Isolation is the I
in ACID, one of the 4 famous properties in database transaction.
Isolation level play a critial role in concurrent scenarios. Higher isolation level offers better gurantee of data consistency, however worse performance in concurrency.
To better understand 4 common isolation levels, let’s see the following examples.
Here we have one user
table which has only two fields, id
and name
. There is one record in the table.
-------------
| id | name |
-----+-------
| 1 | Tom |
-------------
Two transactions(TA, TB) occur concurrently:
Read Uncommitted
Read uncommitted is the lowest isolation level, which may result in dirty data, let’s have a look at this example:
#1 TA:
>> Begin();
>> select * from user where id=1;
-------------
| id | name |
-----+-------
| 1 | Tom |
-------------
#2 TB:
>> Begin();
>> update set name="Kim" from user where id=1;
#3 TA:
>> select * from user where id=1;
-------------
| id | name |
-----+-------
| 1 | Kim |
-------------
#4 TB:
>> Rollback();
#5 TA:
>> select * from user where id=1;
-------------
| id | name |
-----+-------
| 1 | Tom |
-------------
In this example, name=Kim
is the dirty data(which has been rollbacked). By right, in other transaction it shouldn’t have the knowledge of this value. But in step 3, TA accidently gets this temporary value.
In order to avoid such case, we can increase isolation level to read committed
.
Read Committed
#1 TA:
>> Begin();
>> select * from user where id=1;
-------------
| id | name |
-----+-------
| 1 | Tom |
-------------
#2 TB:
>> Begin();
>> update set name="Kim" from user where id=1;
#3 TA:
select * from user where id=1;
-------------
| id | name |
-----+-------
| 1 | Tom |
-------------
#4 TB:
>> Commit();
#5 TA:
select * from user where id=1;
-------------
| id | name |
-----+-------
| 1 | Kim |
-------------
In this example, TA can only read name=Kim
after TB is committed, thus it solves the dirty read issue. Changes which are not committed to database will not be seen by other transaction.
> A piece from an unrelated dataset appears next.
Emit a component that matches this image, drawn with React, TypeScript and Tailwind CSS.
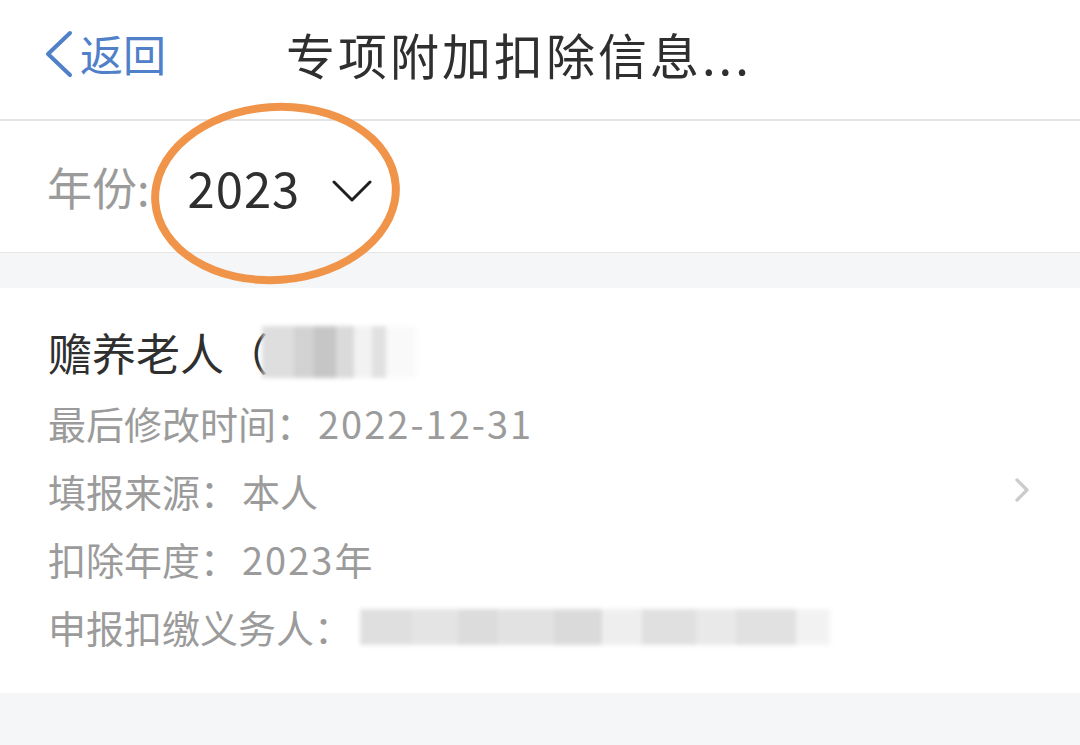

Read committed isolation level has limitation as well:
In the lifetime of TA, it queries id=1
twice, and gets 2 different names(1st: Tom, 2nd: Kim), even if TA doesn’t change the value for id=1
, the result is NOT stable
every time this query runs.
To mitigate the above case, we can continue to increase isolation level to repeated read
.
Details behind the scene, for every query in transaction, DB will create a
read view
(snapshot), For read committed isolation level, the read view will be released after statement is executed(not transaction committed or rollbacked).As a result, for query
select * from user where id<10 for update
, DB won’t addgap lock
for id < 10, and won’t prevent the insertion or update for id < 10 in other transaction.
Read committed is the default isolation level for Oracle, SQL Server and most of distributed transaction manager.
Repeatable Read
#1 TA:
>> Begin();
>> select * from user where id=1;
-------------
| id | name |
-----+-------
| 1 | Tom |
-------------
#2 TB:
>> Begin();
>> update set name="Kim" from user where id=1;
>> Commit();
#3 TA:
>> select * from user where id=1;
-------------
| id | name |
-----+-------
| 1 | Tom |
-------------
In this example, even if TB updates the record and commits to DB, TA still gets the old name Tom in the second query. DB create a read view
the first time TA reads such record.
For repeated read, the
read view
will be released after transaction is committed or rollbacked.
Another case:
#1 TA:
>> Begin();
>> select * from user where id=1 for update;
-------------
| id | name |
-----+-------
| 1 | Tom |
-------------
>> update set name="Kim" from user where id=1;
#2 TB:
>> Begin();
>> select * from user where id=1;
-------------
| id | name |
-----+-------
| 1 | Tom |
-------------
In this case, TB still get the data(Tom) instead of TA(Kim) when TB start.
Repeatable Read is the default isolation level of InnoDB
engine in MySQL.
Serializable
This isolation level is to make sure concurrent operation on same records will be handled in sequence.
InnoDB implicitly converts all plain SELECT statements to SELECT … FOR SHARE
Serializable is the highest isolation level with the worst concurrency performance. It’s not widely used in high concurrent system.